**Task prompt**
Below are the records. Count the lines containing the string "React", and reply with the number alone.
━━━━━━━━━━━━━━━━
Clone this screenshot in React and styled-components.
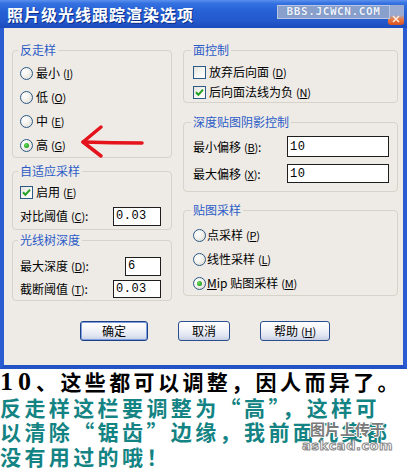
import React from "react";
import styled, { createGlobalStyle } from "styled-components";

const GlobalStyle = createGlobalStyle`
  html, body { margin: 0; padding: 0; background: #ffffff; }
  body {
    width: 407px;
    font-family: "Noto Sans CJK SC", "Noto Sans", sans-serif;
    font-size: 12px;
    color: #000;
  }
  * { box-sizing: border-box; }
`;

const Page = styled.div`
  width: 407px;
  overflow: hidden;
`;

const Window = styled.div`
  display: flex;
  flex-direction: column;
`;

const TitleBar = styled.div`
  position: relative;
  height: 28px;
  display: flex;
  align-items: center;
  padding: 0 3px 0 7px;
  background: linear-gradient(
    180deg,
    #5b90ee 0%,
    #3471e0 12%,
    #2761d6 40%,
    #2459cc 75%,
    #1b4bbd 100%
  );
`;

const Title = styled.div`
  color: #ffffff;
  font-size: 16px;
  font-weight: 700;
  letter-spacing: 1px;
  line-height: 20px;
  text-shadow: 1px 1px 0 #0c2f8a;
  white-space: nowrap;
`;

const Watermark = styled.div`
  position: relative;
  z-index: 2;
  margin-left: auto;
  margin-top: -5px;
  width: 113px;
  height: 14px;
  display: flex;
  align-items: center;
  justify-content: center;
  background: #8aa0cc;
  border: 1px solid #b8c6e4;
  color: #eef3fb;
  font-family: "DejaVu Sans Mono", monospace;
  font-weight: 700;
  font-size: 11px;
  letter-spacing: 0.6px;
  text-shadow: 0 0 1px #4a6aa8;
`;

const CloseBtn = styled.div`
  position: relative;
  z-index: 1;
  width: 16px;
  height: 20px;
  margin-left: -2px;
  margin-top: 2px;
  border-radius: 0 0 3px 3px;
  background: linear-gradient(180deg, #9aabd2 0%, #9aabd2 50%, #e77a44 72%, #d9501f 100%);
  display: flex;
  align-items: flex-end;
  justify-content: center;
  padding-bottom: 2px;
`;

const Frame = styled.div`
  border-left: 4px solid #2a5dd2;
  border-right: 4px solid #2a5dd2;
  border-bottom: 4px solid #2252c4;
  background: #eeebe6;
  padding: 15px 5px 24px 8px;
`;

const Columns = styled.div`
  display: grid;
  grid-template-columns: 160px 215px;
  column-gap: 11px;
  align-items: start;
`;

const Column = styled.div`
  display: flex;
  flex-direction: column;
`;

const Group = styled.fieldset`
  position: relative;
  margin: ${(p) => p.$mt || 0}px 0 0 0;
  padding: ${(p) => p.$pt || 0}px ${(p) => p.$pr || 8}px ${(p) => p.$pb || 0}px
    ${(p) => p.$pl || 7}px;
  border: 1px solid #d6d3ca;
  border-radius: 4px;
  min-width: 0;
`;

const Legend = styled.legend`
  font-size: 12px;
  line-height: 14px;
  color: #2c5bc6;
  padding: 0 2px;
  margin-left: -2px;
`;

const Row = styled.div`
  position: relative;
  display: flex;
  align-items: center;
  height: ${(p) => p.$h}px;
  white-space: nowrap;
  line-height: 14px;
`;

const Radio = styled.span`
  flex: none;
  width: 13px;
  height: 13px;
  border-radius: 50%;
  border: 1px solid #2c5a86;
  background: radial-gradient(circle at 35% 35%, #ffffff 0%, #f2f1ec 45%, #d8d5cb 100%);
  display: flex;
  align-items: center;
  justify-content: center;
  margin-right: ${(p) => p.$gap}px;
  &::after {
    content: "";
    display: ${(p) => (p.$on ? "block" : "none")};
    width: 5px;
    height: 5px;
    border-radius: 50%;
    background: radial-gradient(circle at 40% 40%, #6fdc5c 0%, #21a121 70%, #157a15 100%);
  }
`;

const Check = styled.span`
  flex: none;
  width: 13px;
  height: 13px;
  border: 1px solid #2c5a86;
  background: linear-gradient(135deg, #e4e2da 0%, #f6f5f1 50%, #ffffff 100%);
  margin-right: ${(p) => p.$gap}px;
  display: flex;
  align-items: center;
  justify-content: center;
`;

const Mn = styled.span`
  font-size: 11px;
  margin-left: 3px;
  letter-spacing: -0.2px;
  u { text-decoration-thickness: 1px; text-underline-offset: 1px; }
`;

const Label = styled.span`
  flex: 1;
`;

const Input = styled.div`
  flex: none;
  width: ${(p) => p.$w}px;
  height: ${(p) => p.$h || 19}px;
  border: 1px solid #1e1e1e;
  background: #ffffff;
  padding: 0 2px;
  display: flex;
  align-items: center;
  font-family: "Liberation Mono", "DejaVu Sans Mono", monospace;
  font-size: 12px;
  letter-spacing: 0.5px;
`;

const ButtonRow = styled.div`
  display: flex;
  justify-content: center;
  gap: 30px;
  margin-top: 20px;
`;

const Button = styled.div`
  width: ${(p) => p.$w}px;
  height: 20px;
  border: 1px solid ${(p) => (p.$default ? "#1c3f86" : "#2a4e8e")};
  border-radius: 3px;
  background: linear-gradient(180deg, #ffffff 0%, #f4f5f9 40%, #e0e5f0 75%, #c6cfe3 100%);
  box-shadow: ${(p) => (p.$default ? "inset 0 0 0 1px #7d9ee0" : "none")};
  display: flex;
  align-items: center;
  justify-content: center;
  font-size: 12px;
  line-height: 14px;
  white-space: nowrap;
`;

const Caption = styled.div`
  position: relative;
  padding-top: 0px;
`;

const Line = styled.div`
  color: ${(p) => p.$color};
  font-size: 21px;
  font-weight: 700;
  letter-spacing: 3.4px;
  line-height: 24.5px;
  white-space: nowrap;
`;

const Digits = styled.span`
  font-family: "Liberation Serif", serif;
  font-size: 26px;
  letter-spacing: 5px;
`;

const Stamp = styled.div`
  position: absolute;
  left: 302px;
  top: 51px;
  display: flex;
  flex-direction: column;
  align-items: center;
  gap: 1px;
  pointer-events: none;
`;

const StampTop = styled.div`
  font-size: 15px;
  font-weight: 700;
  color: #7a7a7a;
  letter-spacing: 0px;
  line-height: 18px;
  text-shadow: 1px 0 #fff, -1px 0 #fff, 0 1px #fff, 0 -1px #fff;
`;

const StampBottom = styled.div`
  font-family: "DejaVu Sans", sans-serif;
  font-size: 13px;
  font-weight: 700;
  line-height: 14px;
  color: #ffffff;
  letter-spacing: 0.5px;
  -webkit-text-stroke: 1px #8a8a8a;
`;

const ArrowSvg = styled.svg`
  position: absolute;
  left: 56px;
  top: -10px;
  overflow: visible;
`;

const M = ({ c }) => (
  <Mn>
    (<u>{c}</u>)
  </Mn>
);

const CheckMark = () => (
  <svg width="9" height="9" viewBox="0 0 9 9">
    <path d="M1 4.3 L3.4 6.8 L8 1.6" fill="none" stroke="#21a121" strokeWidth="2" />
  </svg>
);

export default function App() {
  return (
    <Page>
      <GlobalStyle />
      <Window>
        <TitleBar>
          <Title>照片级光线跟踪渲染选项</Title>
          <Watermark>BBS.JCWCN.COM</Watermark>
          <CloseBtn>
            <svg width="10" height="8" viewBox="0 0 10 8">
              <path d="M2 1 L8 7 M8 1 L2 7" stroke="#ffe6d6" strokeWidth="1.6" />
            </svg>
          </CloseBtn>
        </TitleBar>
        <Frame>
          <Columns>
            <Column>
              <Group $pt={4} $pl={7} $pr={10}>
                <Legend>反走样</Legend>
                <Row $h={24}>
                  <Radio $gap={3} />
                  <Label>
                    最小<M c="I" />
                  </Label>
                </Row>
                <Row $h={24}>
                  <Radio $gap={3} />
                  <Label>
                    低<M c="O" />
                  </Label>
                </Row>
                <Row $h={24}>
                  <Radio $gap={3} />
                  <Label>
                    中<M c="E" />
                  </Label>
                </Row>
                <Row $h={24}>
                  <Radio $gap={3} $on />
                  <Label>
                    高<M c="G" />
                  </Label>
                  <ArrowSvg width="90" height="36" viewBox="0 0 90 36">
                    <path
                      d="M7 19 Q36 20 66 20"
                      fill="none"
                      stroke="#e5131b"
                      strokeWidth="3.5"
                      strokeLinecap="round"
                    />
                    <path
                      d="M25 4 L7 19 L25 33"
                      fill="none"
                      stroke="#e5131b"
                      strokeWidth="3.5"
                      strokeLinecap="round"
                      strokeLinejoin="round"
                    />
                  </ArrowSvg>
                </Row>
              </Group>
              <Group $mt={6} $pt={3} $pl={7} $pr={10}>
                <Legend>自适应采样</Legend>
                <Row $h={22}>
                  <Check $gap={3}>
                    <CheckMark />
                  </Check>
                  <Label>
                    启用<M c="E" />
                  </Label>
                </Row>
                <Row $h={26}>
                  <Label>
                    对比阈值<M c="C" />:
                  </Label>
                  <Input $w={48} $h={19}>0.03</Input>
                </Row>
              </Group>
              <Group $mt={3} $pt={7} $pl={7} $pr={10}>
                <Legend>光线树深度</Legend>
                <Row $h={24}>
                  <Label>
                    最大深度<M c="D" />:
                  </Label>
                  <Input $w={36} $h={19}>6</Input>
                </Row>
                <Row $h={22}>
                  <Label>
                    截断阈值<M c="T" />:
                  </Label>
                  <Input $w={48} $h={18}>0.03</Input>
                </Row>
              </Group>
            </Column>
            <Column>
              <Group $pt={5} $pl={9} $pr={8}>
                <Legend>面控制</Legend>
                <Row $h={20}>
                  <Check $gap={3} />
                  <Label>
                    放弃后向面<M c="D" />
                  </Label>
                </Row>
                <Row $h={20}>
                  <Check $gap={3}>
                    <CheckMark />
                  </Check>
                  <Label>
                    后向面法线为负<M c="N" />
                  </Label>
                </Row>
              </Group>
              <Group $mt={12} $pt={4} $pb={4} $pl={9} $pr={8}>
                <Legend>深度贴图阴影控制</Legend>
                <Row $h={27}>
                  <Label>
                    最小偏移<M c="B" />:
                  </Label>
                  <Input $w={102} $h={21}>10</Input>
                </Row>
                <Row $h={27}>
                  <Label>
                    最大偏移<M c="X" />:
                  </Label>
                  <Input $w={102} $h={19}>10</Input>
                </Row>
              </Group>
              <Group $mt={11} $pt={6} $pl={9} $pr={8}>
                <Legend>贴图采样</Legend>
                <Row $h={24}>
                  <Radio $gap={1} />
                  <Label>
                    点采样<M c="P" />
                  </Label>
                </Row>
                <Row $h={24}>
                  <Radio $gap={1} />
                  <Label>
                    线性采样<M c="L" />
                  </Label>
                </Row>
                <Row $h={24}>
                  <Radio $gap={1} $on />
                  <Label>
                    <u>M</u>ip 贴图采样<M c="M" />
                  </Label>
                </Row>
              </Group>
            </Column>
          </Columns>
          <ButtonRow>
            <Button $w={68} $default>
              确定
            </Button>
            <Button $w={52}>取消</Button>
            <Button $w={70}>
              帮助<M c="H" />
            </Button>
          </ButtonRow>
        </Frame>
      </Window>
      <Caption>
        <Line $color="#000000">
          <Digits>10</Digits>、这些都可以调整，因人而异了。
        </Line>
        <Line $color="#138383">反走样这栏要调整为“高”，这样可</Line>
        <Line $color="#138383">以清除“锯齿”边缘，我前面几集都</Line>
        <Line $color="#138383">没有用过的哦！</Line>
        <Stamp>
          <StampTop>图片上传于</StampTop>
          <StampBottom>askcad.com</StampBottom>
        </Stamp>
      </Caption>
    </Page>
  );
}
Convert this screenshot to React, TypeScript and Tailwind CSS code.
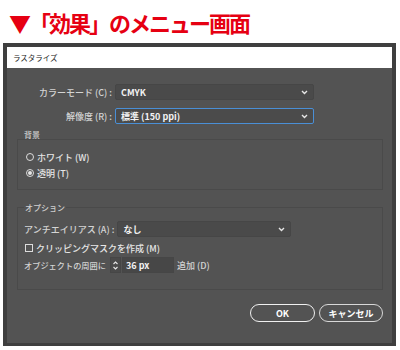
import React from 'react';

const font = { fontFamily: '"Noto Sans CJK JP", "Noto Sans", sans-serif' };

const Chevron = () => (
  <svg width="7" height="5" viewBox="0 0 7 5" className="shrink-0">
    <polyline points="1,1 3.5,3.5 6,1" fill="none" stroke="#e6e6e6" strokeWidth="1.4" />
  </svg>
);

const Select = ({ value, active, width }: { value: string; active?: boolean; width: string }) => (
  <div
    className={`${width} h-[16px] flex items-center justify-between pl-[5px] pr-[5px] rounded-[2px] border ${
      active ? 'border-[#4a8fd6] bg-[#4b4b4b]' : 'border-[#464646] bg-[#4a4a4a]'
    }`}
  >
    <span className="text-[9px] leading-none font-bold text-[#f2f2f2]">{value}</span>
    <Chevron />
  </div>
);

export default function App() {
  return (
    <div className="w-[400px] h-[350px] bg-white overflow-hidden" style={font}>
      {/* heading */}
      <div className="h-[43px] pt-[11px] pl-[9px]">
        <div className="text-[22px] leading-[22px] font-bold tracking-[-2px] text-[#e60012] whitespace-nowrap">
          ▼「効果」のメニュー画面
        </div>
      </div>

      {/* dialog */}
      <div className="ml-[3px] w-[393px] bg-[#3f3f3f] p-[4px] pb-[3px]">
        <div className="h-[21px] bg-white flex items-center pl-[6px]">
          <span className="text-[7.5px] leading-none text-[#222]">ラスタライズ</span>
        </div>

        <div className="h-[275px] bg-[#535353] pt-[16px] text-[#d4d4d4]">
          <div className="flex items-center h-[16px]">
            <div className="w-[105px] text-right text-[9px] leading-none font-medium">カラーモード (C) :</div>
            <div className="ml-[3px]">
              <Select value="CMYK" width="w-[199px]" />
            </div>
          </div>
          <div className="flex items-center h-[16px] mt-[8px]">
            <div className="w-[105px] text-right text-[9px] leading-none font-medium">解像度 (R) :</div>
            <div className="ml-[3px]">
              <Select value="標準 (150 ppi)" active width="w-[199px]" />
            </div>
          </div>

          {/* background */}
          <div className="ml-[10px] w-[366px]">
            <div className="mt-[7px] h-[8px] pl-[7px] text-[8px] leading-[8px] font-medium text-[#cfcfcf]">背景</div>
            <div className="h-[51px] border border-[#4a4a4a] pt-[10px] pl-[8px]">
              <div className="flex items-center h-[14px] gap-[3px]">
                <span className="w-[8px] h-[8px] rounded-full border border-[#dcdcdc]" />
                <span className="text-[9px] leading-none font-medium text-[#e6e6e6]">ホワイト (W)</span>
              </div>
              <div className="flex items-center h-[14px] gap-[3px] mt-[2px]">
                <span className="w-[8px] h-[8px] rounded-full border border-[#dcdcdc] flex items-center justify-center">
                  <span className="w-[4px] h-[4px] rounded-full bg-[#e6e6e6]" />
                </span>
                <span className="text-[9px] leading-none font-medium text-[#e6e6e6]">透明 (T)</span>
              </div>
            </div>
          </div>

          {/* options */}
          <fieldset className="mt-[13px] ml-[10px] w-[366px] h-[87px] border border-[#4a4a4a] pl-[6px]">
            <legend className="text-[8px] leading-[9px] font-medium text-[#cfcfcf] px-[1px]">オプション</legend>
            <div className="flex items-center h-[16px] mt-[9px]">
              <span className="text-[9px] leading-none font-medium whitespace-nowrap">アンチエイリアス (A) :</span>
              <div className="ml-[3px]">
                <Select value="なし" width="w-[174px]" />
              </div>
            </div>
            <div className="flex items-center h-[14px] mt-[4px] gap-[3px] pl-[1px]">
              <span className="w-[8px] h-[8px] border border-[#dcdcdc]" />
              <span className="text-[9px] leading-none font-medium text-[#e6e6e6]">クリッピングマスクを作成 (M)</span>
            </div>
            <div className="flex items-center h-[16px] mt-[2px]">
              <span className="w-[86px] shrink-0 text-[8.2px] leading-none font-medium whitespace-nowrap">
                オブジェクトの周囲に
              </span>
              <div className="flex h-[16px]">
                <div className="w-[11px] h-full bg-[#4a4a4a] border border-[#464646] flex items-center justify-center">
                  <svg width="7" height="11" viewBox="0 0 7 11">
                    <polyline points="1.5,4 3.5,2 5.5,4" fill="none" stroke="#e6e6e6" strokeWidth="1.1" />
                    <polyline points="1.5,7 3.5,9 5.5,7" fill="none" stroke="#e6e6e6" strokeWidth="1.1" />
                  </svg>
                </div>
                <div className="ml-[1px] w-[52px] h-full bg-[#474747] border border-[#464646] flex items-center pl-[3px]">
                  <span className="text-[9px] leading-none font-bold text-[#f2f2f2]">36 px</span>
                </div>
              </div>
              <span className="ml-[3px] text-[9px] leading-none font-medium">追加 (D)</span>
            </div>
          </fieldset>

          {/* buttons */}
          <div className="flex justify-end gap-[4px] mt-[14px] pr-[9px]">
            <button className="w-[65px] h-[18px] rounded-full border-[1.5px] border-[#f0f0f0] text-[9px] leading-none font-bold text-white">
              OK
            </button>
            <button className="w-[64px] h-[18px] rounded-full border-[1.5px] border-[#d8d8d8] text-[9px] leading-none font-bold text-white">
              キャンセル
            </button>
          </div>
        </div>
      </div>
    </div>
  );
}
━━━━━━━━━━━━━━━━
**Task result**
4